Frères et sœurs il est temps de réveiller notre espérance. Depuis trop longtemps on nous répète qu’il faut faire un monde plus juste et plus fraternel, cette formule revient sans cesse dans nos catéchèses, nos sermons, nos prières universelles. Ce n’est pas faux. Mais c’est une toute petite partie de la vérité, de la vraie espérance. Jésus n’est pas venu améliorer le monde. Il est venu sauver le monde. Là encore ne confondons pas nos espoirs d’un monde meilleur et notre espérance du monde à venir.
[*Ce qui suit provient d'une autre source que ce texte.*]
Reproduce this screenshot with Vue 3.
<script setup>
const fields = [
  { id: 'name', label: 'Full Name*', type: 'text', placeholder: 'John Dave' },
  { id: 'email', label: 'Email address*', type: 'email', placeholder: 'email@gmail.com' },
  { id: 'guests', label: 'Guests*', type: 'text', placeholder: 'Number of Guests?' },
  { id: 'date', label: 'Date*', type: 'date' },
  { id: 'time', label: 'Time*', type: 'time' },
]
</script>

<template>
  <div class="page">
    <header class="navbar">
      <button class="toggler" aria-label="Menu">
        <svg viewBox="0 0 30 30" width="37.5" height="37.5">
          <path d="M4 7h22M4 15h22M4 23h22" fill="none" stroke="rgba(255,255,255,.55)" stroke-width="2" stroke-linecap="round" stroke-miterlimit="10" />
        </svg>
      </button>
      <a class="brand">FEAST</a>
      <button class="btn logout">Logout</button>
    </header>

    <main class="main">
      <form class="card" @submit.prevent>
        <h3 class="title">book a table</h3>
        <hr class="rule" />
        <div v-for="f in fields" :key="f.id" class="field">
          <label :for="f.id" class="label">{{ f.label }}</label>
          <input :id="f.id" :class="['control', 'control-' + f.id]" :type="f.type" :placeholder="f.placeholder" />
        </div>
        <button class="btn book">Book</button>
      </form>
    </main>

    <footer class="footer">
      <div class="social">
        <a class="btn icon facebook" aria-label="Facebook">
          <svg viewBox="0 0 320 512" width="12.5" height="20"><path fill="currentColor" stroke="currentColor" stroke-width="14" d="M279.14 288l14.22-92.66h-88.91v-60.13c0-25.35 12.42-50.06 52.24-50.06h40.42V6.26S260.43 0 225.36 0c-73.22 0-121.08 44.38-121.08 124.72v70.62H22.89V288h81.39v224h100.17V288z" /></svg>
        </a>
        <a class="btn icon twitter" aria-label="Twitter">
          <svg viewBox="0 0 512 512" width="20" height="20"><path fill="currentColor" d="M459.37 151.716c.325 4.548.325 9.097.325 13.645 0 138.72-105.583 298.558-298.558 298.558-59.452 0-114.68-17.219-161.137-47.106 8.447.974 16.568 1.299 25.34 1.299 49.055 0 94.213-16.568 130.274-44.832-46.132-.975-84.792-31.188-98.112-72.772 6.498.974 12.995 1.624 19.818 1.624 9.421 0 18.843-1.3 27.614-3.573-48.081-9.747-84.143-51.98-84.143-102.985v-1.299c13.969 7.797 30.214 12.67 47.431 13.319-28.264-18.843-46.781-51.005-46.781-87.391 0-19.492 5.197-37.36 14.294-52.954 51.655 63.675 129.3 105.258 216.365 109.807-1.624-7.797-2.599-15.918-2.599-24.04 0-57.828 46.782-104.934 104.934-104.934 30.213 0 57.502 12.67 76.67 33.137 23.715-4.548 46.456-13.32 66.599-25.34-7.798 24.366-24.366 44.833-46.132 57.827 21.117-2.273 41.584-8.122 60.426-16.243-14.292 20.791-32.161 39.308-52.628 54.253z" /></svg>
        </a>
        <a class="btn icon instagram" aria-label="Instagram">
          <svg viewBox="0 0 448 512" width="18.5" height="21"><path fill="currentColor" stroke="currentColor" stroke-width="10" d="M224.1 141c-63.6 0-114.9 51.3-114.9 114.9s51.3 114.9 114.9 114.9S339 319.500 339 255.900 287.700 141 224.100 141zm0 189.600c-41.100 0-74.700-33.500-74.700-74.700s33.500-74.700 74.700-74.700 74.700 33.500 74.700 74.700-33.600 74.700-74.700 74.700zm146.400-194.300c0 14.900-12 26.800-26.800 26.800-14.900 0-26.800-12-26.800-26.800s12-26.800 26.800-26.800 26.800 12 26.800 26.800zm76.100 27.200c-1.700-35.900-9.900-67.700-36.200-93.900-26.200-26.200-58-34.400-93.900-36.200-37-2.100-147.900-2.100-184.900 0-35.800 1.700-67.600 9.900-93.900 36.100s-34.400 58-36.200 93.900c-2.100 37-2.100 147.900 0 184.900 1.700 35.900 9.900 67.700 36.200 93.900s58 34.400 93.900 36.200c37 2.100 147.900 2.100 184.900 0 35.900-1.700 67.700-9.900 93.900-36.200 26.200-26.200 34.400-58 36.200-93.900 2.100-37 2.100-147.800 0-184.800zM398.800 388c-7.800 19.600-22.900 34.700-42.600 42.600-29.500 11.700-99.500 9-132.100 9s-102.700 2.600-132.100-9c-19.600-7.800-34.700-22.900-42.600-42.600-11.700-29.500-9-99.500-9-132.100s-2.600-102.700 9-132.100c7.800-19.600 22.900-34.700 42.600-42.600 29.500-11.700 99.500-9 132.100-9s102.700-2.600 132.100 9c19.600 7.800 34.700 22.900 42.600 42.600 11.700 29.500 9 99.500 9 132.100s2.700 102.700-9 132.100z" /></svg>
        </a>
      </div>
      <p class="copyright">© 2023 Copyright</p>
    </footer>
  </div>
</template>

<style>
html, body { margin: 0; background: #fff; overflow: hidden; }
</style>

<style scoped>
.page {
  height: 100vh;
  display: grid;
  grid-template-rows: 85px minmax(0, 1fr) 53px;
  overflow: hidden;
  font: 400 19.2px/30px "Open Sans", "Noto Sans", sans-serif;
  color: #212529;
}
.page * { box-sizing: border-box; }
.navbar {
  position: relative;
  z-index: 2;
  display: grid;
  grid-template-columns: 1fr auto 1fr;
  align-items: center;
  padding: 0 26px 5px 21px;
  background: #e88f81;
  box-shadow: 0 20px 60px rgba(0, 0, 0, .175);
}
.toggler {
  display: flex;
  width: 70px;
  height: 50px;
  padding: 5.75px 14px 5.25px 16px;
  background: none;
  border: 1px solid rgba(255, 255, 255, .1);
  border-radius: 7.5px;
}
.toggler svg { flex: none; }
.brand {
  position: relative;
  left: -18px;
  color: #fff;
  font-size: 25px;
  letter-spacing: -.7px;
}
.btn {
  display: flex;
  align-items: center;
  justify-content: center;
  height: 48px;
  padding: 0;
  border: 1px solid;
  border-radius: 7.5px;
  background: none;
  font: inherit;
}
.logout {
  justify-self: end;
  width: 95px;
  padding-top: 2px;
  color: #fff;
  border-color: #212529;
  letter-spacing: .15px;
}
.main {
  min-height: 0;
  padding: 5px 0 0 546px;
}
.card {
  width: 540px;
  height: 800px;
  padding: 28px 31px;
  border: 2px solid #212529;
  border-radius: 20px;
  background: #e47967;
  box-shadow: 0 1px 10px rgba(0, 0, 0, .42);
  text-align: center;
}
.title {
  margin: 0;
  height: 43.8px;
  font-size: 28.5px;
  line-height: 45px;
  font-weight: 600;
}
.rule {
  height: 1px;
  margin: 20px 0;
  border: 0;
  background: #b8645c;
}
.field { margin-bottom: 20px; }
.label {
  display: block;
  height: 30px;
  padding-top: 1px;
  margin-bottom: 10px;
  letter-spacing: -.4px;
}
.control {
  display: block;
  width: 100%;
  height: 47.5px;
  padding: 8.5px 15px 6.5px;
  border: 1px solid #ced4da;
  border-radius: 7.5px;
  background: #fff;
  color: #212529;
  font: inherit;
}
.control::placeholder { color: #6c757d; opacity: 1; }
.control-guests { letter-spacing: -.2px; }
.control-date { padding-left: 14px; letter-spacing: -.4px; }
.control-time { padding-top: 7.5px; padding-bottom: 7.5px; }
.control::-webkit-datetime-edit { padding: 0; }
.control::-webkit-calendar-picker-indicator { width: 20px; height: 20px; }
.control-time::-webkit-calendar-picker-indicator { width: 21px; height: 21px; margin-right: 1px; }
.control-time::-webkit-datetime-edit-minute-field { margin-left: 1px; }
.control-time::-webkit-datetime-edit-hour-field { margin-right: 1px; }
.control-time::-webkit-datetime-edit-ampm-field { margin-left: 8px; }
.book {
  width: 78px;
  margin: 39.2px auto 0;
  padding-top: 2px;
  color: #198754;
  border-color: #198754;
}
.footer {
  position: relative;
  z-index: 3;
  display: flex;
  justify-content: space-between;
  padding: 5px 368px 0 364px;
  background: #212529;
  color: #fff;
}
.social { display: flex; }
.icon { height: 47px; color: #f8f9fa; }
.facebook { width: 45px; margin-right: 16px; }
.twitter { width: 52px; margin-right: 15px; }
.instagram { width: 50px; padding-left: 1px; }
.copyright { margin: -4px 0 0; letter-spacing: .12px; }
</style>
Marx et d’autres nous ont reproché de faire rêver du Ciel au lieu de faire la révolution sur la terre. Mais justement en Jésus Christ le Ciel a visité la terre. Un amour neuf et pur et contagieux nous est offert. Il nous donne la grâce, la force, la lumière pour annoncer et préparer dès maintenant le Royaume. Comme le dit Mgr Schneider (évêque auxiliaire d’Astana) le grand problème migratoire de l’Église, c’est de permettre la migration des hommes de ce temps vers le Royaume de Dieu. Et son grand engagement pour le climat c’est de changer l’atmosphère étouffante d’un monde où Dieu n’est pas adoré et où la dignité de l’homme n’est pas respectée. Oui, sa mission est de répandre sur le monde le souffle de l’Esprit Saint. L’effusion de l’Esprit Saint est le fruit immédiat et permanent de la mort et de la résurrection du Christ : « Il souffla sur eux et dit : Recevez l’Esprit Saint ! » (Jn 20, 22). C’est le secret de notre espérance. Son âme. Sa certitude.